Abin é alvo de operação da PF por espionar celulares sem autorização judicial durante governo Bolsonaro

Foto: Antonio Cruz/Agência Brasi

A Polícia Federal deflagrou, na manhã desta sexta-feira (20/10), a Operação Última Milha para investigar o uso indevido de sistema de geolocalização de celulares sem autorização da Justiça por servidores da Agência Brasileira de Inteligência (Abin).

Os agentes cumprem dois mandados de prisão e 25 de busca e apreensão, além de medidas cautelares diversas da prisão, expedidos pelo Supremo Tribunal Federal (STF), nos estados de São Paulo, Santa Catarina, Paraná, Goiás e no Distrito Federal.

De acordo com as investigações, o sistema de geolocalização usado pela Abin é um software intrusivo na infraestrutura crítica de telefonia brasileira. A rede de telefonia teria sido invadida diversas vezes, com a utilização do serviço adquirido com recursos públicos.

Entre os alvos que teriam sido monitorados estão jornalistas, políticos e adversários da gestão de Jair Bolsonaro (PL).

Além do uso indevido do sistema, apura-se a atuação de dois servidores da Abin que respondiam a processo administrativo disciplinar, com risco de perderem o emprego. De acordo com a investigação, eles teriam utilizado o conhecimento sobre o uso indevido do sistema como meio de coerção indireta para evitar a demissão.

Os investigados podem responder, na medida de suas responsabilidades, pelos crimes de invasão de dispositivo informático alheio, organização criminosa e interceptação de comunicações telefônicas, de informática ou telemática sem autorização judicial ou com objetivos não autorizados em lei.

Milhares de celulares monitorados

Em março, a PF determinou a instauração de um inquérito para investigar denúncias de que a Abin monitorou celulares de milhares de brasileiros durante os três primeiros anos do governo Bolsonaro.

Segundo a agência, o contrato de uso do software de localização teve início no final de 2018, ainda no governo Michel Temer, e foi encerrado em 8 de maio de 2021. O programa, chamado FirstMile, foi comprado por R$ 5,7 milhões da empresa israelense Cognyte, com dispensa de licitação.

A ferramenta permitia o monitoramento de até 10 mil celulares a cada 12 meses, bastando digitar o número da pessoa. Além disso, a aplicação criava históricos de deslocamento e alertas em tempo real da movimentação dos aparelhos cadastrados.

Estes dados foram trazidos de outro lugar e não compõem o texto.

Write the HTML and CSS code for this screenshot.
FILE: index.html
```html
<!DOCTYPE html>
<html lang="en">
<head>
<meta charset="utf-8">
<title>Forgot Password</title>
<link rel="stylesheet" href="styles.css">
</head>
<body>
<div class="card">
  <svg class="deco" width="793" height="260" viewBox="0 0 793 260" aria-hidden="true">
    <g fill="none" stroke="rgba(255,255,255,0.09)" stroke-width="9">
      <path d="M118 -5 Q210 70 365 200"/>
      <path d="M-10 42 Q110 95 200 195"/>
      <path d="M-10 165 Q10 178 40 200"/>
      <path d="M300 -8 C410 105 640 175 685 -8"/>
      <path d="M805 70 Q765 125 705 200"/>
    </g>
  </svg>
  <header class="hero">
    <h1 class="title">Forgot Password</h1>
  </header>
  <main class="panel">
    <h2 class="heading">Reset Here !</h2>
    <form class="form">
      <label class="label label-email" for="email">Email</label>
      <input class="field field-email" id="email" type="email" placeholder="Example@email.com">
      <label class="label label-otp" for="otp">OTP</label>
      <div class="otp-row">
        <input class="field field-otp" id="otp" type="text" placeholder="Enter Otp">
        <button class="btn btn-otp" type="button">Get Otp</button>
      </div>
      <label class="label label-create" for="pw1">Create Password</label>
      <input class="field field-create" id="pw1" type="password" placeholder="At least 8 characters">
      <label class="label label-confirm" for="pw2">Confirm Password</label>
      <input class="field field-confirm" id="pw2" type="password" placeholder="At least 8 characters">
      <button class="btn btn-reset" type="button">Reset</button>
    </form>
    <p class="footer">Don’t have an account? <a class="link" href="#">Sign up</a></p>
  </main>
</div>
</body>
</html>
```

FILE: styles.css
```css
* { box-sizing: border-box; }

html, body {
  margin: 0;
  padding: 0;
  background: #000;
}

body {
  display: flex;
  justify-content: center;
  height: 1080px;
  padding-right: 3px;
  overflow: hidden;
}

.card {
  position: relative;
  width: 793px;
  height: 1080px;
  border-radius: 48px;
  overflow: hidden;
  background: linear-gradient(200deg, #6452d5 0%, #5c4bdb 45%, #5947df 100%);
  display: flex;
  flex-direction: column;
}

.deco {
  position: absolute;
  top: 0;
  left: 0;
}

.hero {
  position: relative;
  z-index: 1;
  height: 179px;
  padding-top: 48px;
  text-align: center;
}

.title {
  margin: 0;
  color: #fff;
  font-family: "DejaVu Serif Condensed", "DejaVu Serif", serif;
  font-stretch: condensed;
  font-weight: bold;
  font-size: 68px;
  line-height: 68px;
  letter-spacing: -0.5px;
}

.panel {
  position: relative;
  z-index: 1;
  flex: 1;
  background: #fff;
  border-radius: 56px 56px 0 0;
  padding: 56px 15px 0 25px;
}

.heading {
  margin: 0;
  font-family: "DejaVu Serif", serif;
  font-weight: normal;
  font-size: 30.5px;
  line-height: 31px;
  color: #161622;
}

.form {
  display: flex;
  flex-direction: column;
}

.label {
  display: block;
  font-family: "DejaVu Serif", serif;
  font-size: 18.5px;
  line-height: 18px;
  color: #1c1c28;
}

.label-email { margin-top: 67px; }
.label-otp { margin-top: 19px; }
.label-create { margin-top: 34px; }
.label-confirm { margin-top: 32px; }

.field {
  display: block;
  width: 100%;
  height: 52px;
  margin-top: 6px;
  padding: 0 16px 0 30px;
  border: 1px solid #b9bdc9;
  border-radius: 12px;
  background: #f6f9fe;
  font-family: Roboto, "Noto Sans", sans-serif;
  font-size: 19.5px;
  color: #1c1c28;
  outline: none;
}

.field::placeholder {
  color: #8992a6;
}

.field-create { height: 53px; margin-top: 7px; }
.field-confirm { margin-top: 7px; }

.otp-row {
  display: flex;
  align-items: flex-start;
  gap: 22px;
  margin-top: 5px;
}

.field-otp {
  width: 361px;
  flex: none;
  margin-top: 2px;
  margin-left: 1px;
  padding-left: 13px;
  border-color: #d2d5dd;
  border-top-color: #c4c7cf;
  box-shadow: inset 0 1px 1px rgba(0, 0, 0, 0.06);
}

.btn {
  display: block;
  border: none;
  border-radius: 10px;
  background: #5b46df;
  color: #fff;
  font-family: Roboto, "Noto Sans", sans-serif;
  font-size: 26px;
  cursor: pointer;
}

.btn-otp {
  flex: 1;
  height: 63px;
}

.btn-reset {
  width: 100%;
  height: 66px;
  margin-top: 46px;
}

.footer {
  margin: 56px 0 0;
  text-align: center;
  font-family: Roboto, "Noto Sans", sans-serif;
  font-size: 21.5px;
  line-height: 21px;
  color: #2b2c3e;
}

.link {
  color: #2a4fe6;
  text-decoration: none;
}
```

“A solução tecnológica em questão não está mais em uso na Abin desde então [8 de maio de 2021]. Atualmente, a Agência está em processo de aperfeiçoamento e revisão de seus normativos internos, em consonância com o interesse público e o compromisso com o Estado Democrático de Direito”, informou a Abin, em nota. A investigação da PF foi conduzida pela Diretoria de Inteligência Policial.

Denúncia na ONU

O ex-presidente Jair Bolsonaro foi denunciado na Organização das Nações Unidas (ONU), durante a 52ª sessão do Conselho de Direitos Humanos, realizada também em março, pelo uso desordenado de tecnologias digitais e sistemas de monitoramento no período da pandemia de Covid-19.

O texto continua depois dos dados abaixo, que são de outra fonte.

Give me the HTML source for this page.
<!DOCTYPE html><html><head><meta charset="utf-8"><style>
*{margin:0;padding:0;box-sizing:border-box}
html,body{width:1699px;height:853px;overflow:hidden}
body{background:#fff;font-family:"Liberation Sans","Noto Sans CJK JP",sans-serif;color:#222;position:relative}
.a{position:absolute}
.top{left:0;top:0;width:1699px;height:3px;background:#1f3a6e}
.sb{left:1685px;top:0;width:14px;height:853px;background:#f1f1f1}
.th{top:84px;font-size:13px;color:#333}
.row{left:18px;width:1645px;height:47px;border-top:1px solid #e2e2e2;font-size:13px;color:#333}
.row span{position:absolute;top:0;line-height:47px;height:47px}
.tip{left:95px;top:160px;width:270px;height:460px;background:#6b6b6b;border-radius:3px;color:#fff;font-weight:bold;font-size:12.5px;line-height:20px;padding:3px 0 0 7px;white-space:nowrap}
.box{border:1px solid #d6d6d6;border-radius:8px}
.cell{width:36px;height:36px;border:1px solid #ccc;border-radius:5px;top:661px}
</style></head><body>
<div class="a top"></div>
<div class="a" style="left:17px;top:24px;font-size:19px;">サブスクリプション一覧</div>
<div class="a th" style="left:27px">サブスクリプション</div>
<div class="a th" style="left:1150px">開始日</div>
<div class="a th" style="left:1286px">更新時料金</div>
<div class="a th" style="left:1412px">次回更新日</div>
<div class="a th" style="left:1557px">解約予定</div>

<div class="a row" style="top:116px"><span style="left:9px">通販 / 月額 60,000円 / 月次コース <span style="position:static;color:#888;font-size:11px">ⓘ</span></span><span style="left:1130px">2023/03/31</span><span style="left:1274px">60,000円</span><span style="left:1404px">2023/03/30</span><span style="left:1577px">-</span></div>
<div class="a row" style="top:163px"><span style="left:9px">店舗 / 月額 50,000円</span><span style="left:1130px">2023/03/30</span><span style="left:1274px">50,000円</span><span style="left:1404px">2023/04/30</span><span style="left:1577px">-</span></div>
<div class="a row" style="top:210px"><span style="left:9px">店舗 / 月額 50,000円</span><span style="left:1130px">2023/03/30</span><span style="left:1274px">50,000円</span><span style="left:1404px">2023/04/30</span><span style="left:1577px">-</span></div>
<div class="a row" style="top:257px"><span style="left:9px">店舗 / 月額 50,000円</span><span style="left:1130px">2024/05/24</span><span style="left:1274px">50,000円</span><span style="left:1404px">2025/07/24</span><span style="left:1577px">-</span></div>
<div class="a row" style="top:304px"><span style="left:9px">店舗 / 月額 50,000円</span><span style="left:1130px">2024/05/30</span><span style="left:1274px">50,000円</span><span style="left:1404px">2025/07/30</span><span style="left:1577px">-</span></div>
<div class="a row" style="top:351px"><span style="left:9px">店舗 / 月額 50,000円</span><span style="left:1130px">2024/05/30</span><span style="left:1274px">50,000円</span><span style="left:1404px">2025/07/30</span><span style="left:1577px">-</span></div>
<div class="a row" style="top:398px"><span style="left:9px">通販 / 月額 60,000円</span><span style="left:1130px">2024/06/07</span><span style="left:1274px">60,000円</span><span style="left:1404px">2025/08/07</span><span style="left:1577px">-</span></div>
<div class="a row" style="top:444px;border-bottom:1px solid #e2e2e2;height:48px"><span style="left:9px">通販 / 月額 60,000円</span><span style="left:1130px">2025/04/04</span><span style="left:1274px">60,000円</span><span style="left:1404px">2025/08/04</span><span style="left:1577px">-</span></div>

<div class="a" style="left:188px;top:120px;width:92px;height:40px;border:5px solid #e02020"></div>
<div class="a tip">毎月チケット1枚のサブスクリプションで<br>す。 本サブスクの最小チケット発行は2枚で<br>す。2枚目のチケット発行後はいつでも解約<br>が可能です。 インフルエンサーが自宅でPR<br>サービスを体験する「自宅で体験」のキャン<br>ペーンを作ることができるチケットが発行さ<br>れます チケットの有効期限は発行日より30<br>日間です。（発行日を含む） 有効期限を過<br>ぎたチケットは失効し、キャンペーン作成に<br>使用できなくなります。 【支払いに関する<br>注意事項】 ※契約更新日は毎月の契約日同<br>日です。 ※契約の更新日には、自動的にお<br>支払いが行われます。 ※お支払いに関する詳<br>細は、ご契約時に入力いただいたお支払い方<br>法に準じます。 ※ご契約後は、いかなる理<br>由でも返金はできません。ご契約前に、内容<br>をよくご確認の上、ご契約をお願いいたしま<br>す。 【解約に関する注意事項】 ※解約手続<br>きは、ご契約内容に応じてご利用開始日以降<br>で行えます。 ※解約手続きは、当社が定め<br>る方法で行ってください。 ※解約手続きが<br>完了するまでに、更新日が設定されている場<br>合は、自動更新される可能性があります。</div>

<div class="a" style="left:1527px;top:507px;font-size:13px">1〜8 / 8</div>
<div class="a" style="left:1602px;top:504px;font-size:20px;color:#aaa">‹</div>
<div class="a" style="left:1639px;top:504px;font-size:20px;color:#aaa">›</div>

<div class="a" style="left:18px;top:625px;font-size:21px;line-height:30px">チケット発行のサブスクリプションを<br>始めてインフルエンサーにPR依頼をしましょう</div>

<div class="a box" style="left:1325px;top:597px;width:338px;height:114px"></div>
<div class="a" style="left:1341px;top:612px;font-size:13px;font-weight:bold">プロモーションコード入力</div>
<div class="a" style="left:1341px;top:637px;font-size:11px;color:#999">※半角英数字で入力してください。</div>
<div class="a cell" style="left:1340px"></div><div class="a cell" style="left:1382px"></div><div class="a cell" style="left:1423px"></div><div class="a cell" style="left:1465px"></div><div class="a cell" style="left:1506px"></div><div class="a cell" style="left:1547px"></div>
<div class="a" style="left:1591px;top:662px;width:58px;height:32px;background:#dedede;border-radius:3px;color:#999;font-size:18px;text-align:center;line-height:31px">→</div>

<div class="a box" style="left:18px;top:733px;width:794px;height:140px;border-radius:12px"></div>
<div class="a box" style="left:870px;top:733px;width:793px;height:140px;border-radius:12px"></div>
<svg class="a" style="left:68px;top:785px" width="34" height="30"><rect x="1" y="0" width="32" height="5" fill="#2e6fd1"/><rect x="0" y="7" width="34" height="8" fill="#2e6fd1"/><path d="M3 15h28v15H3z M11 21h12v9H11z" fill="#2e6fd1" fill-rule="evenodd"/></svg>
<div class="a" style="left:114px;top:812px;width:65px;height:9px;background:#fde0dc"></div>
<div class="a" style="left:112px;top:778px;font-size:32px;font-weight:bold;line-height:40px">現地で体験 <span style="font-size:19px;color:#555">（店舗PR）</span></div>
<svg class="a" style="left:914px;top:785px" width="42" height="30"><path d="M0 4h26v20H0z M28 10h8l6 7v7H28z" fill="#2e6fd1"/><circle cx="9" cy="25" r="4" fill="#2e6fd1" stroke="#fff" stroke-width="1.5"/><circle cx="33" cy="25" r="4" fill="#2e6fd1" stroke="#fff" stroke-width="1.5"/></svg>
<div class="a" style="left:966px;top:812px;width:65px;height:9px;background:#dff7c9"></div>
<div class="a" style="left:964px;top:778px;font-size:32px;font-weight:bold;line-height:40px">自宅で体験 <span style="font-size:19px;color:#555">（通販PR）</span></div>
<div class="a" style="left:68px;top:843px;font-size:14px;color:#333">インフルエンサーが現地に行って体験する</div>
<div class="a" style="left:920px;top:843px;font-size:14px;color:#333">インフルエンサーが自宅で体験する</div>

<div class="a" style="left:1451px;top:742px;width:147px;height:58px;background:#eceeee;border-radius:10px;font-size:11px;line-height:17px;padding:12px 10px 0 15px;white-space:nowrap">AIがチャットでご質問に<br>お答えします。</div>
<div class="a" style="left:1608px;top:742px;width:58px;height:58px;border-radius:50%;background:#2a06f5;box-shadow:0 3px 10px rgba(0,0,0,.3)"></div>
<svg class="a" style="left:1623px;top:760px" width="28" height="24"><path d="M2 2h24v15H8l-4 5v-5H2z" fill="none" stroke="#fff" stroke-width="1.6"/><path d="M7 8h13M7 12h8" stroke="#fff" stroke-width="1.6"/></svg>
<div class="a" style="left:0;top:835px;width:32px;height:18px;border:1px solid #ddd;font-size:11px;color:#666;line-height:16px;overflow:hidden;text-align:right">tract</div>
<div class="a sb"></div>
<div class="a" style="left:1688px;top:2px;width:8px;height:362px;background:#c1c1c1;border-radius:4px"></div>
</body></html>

As organizações não governamentais (ONGs) Conectas, Artigo 19, Data Privacy Brasil e Transparência Internacional Brasil, responsáveis pela denúncia, pediram à ONU que questione o Brasil sobre o uso dessas tecnologias e o tratamento dos dados coletados durante a pandemia.

Segundo o documento apresentado na ONU, entre 2020 e 2022 foram utilizadas tecnologias digitais para a coleta de dados biométricos, de geolocalização e informações de saúde da população sem a devida transparência e participação da sociedade civil.

As instituições envolvidas na denúncia afirmaram ainda que a fragilidade dos mecanismos de controle e a indisposição dos órgãos responsáveis por monitorar o uso dessas tecnologias de modo efetivo foram fatores decisivos para o agravamento do problema.

Além disso, as organizações manifestaram preocupação com o aumento dos gastos governamentais em equipamentos de vigilância e software espião, com destaque para o campo da segurança pública e da inteligência estatal. Na avaliação das entidades, tais ações violam os direitos fundamentais de liberdade de expressão, associação, privacidade e intimidade.